The weather in Australia is currently a bit haywire, it can go from hot to cold in the space of an hour; I was freezing cold a few minutes ago and wearing two jumpers and now it’s suddenly warm. So this dish may be better for people on the other side of the hemisphere who are heading into summer because it’s a very refreshing salad to eat on a hot day.
Usually ramen is served in a pork broth but because this ramen is chilled we serve it with a sesame dressing. Sesame dressing goes with anything (to me, anyway). I recently went out to a ramen restaurant in the city and it had this cold ramen with sesame dressing and it was soooooo delicious so I had to recreate it at home. They served the ramen with chopped up chashu bits but I decided to serve it with crab and ham because I thought it would go better with the sesame dressing. It’s up to you though, you can choose what toppings you would like. I hope you enjoy the recipe!
- 2 packets of store bought ramen noodles
- 1/2 cucumber
- 1 to mato
- 50 g ham
- 2 leaves of iceberg lettuce
- 4 crab sticks
- 4 tbs Chinese chicken stock soup
- 2 tbs soy sauce
- 2.5 tbs sugar
- 2 tbs rice wine vinegar
- 1.5 tbs Qi Mahjong or white sesame paste
- 1.5 tbs sesame oil
- Sesame seeds to sprinkle
- To make the sesame dressing put all the ingredients in a small sauce pan over high heat.
- Bring it to boil and simmer for a few minutes or until all ingredients have dissolved.
- Turn the heat off and put it aside to cool down. Refrigerate to chill.

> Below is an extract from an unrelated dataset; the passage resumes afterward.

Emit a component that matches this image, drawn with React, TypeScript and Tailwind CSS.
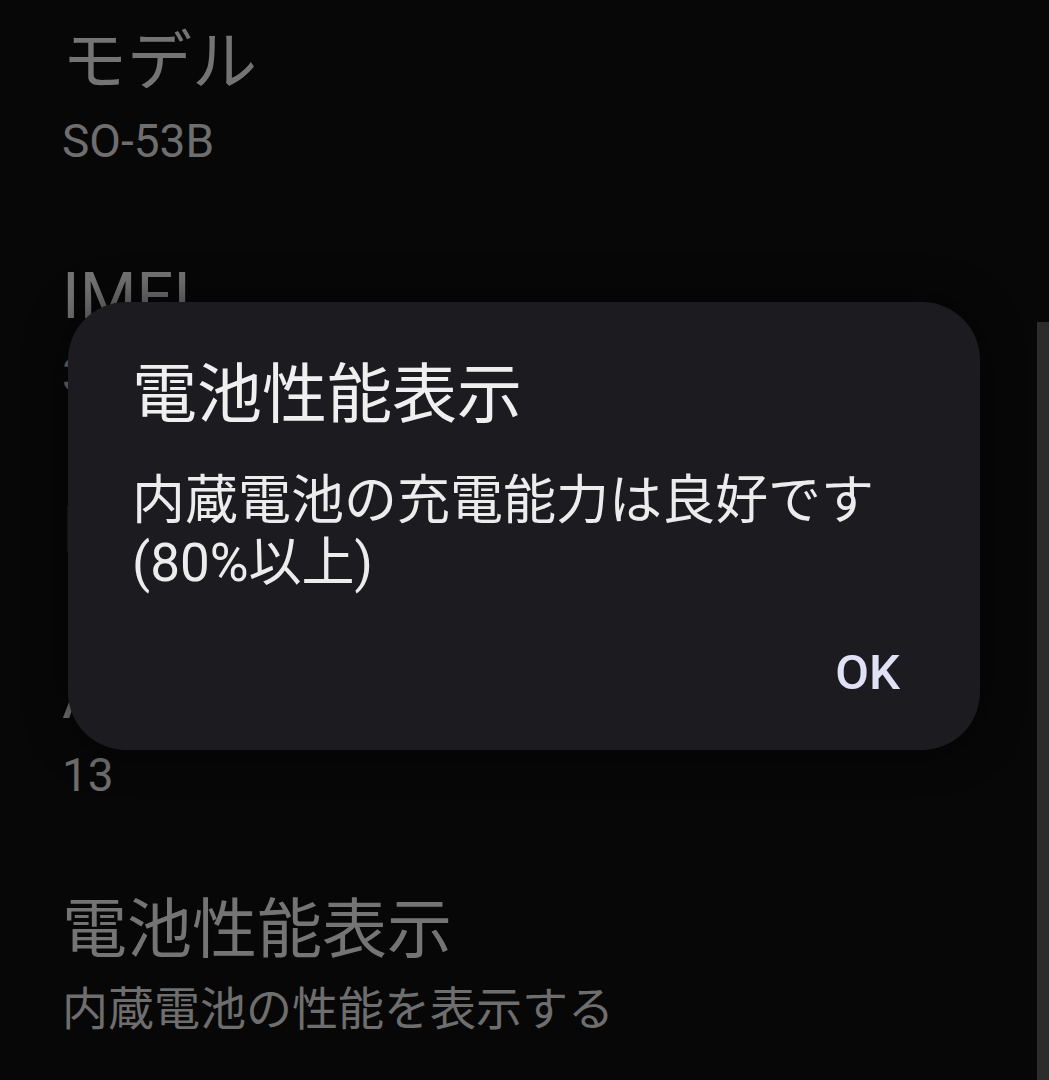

- Slice the tomato thinly, shave the ham, cut the cucumber into thin sticks, and break the crab sticks into bite size pieces with your hands. Set all aside.
- Fry the egg thinly and cut it into thin strips. Set it aside to cool down.
- Cook the noodle as per the packet instructions then allow it cool down.
- Assemble the salad by placing the cooked and chilled noodles on a plate then top with cucumber, tomato, ham lettuce and egg.
- Pour the sesame dressing over the top and sprinkle with sesame seeds.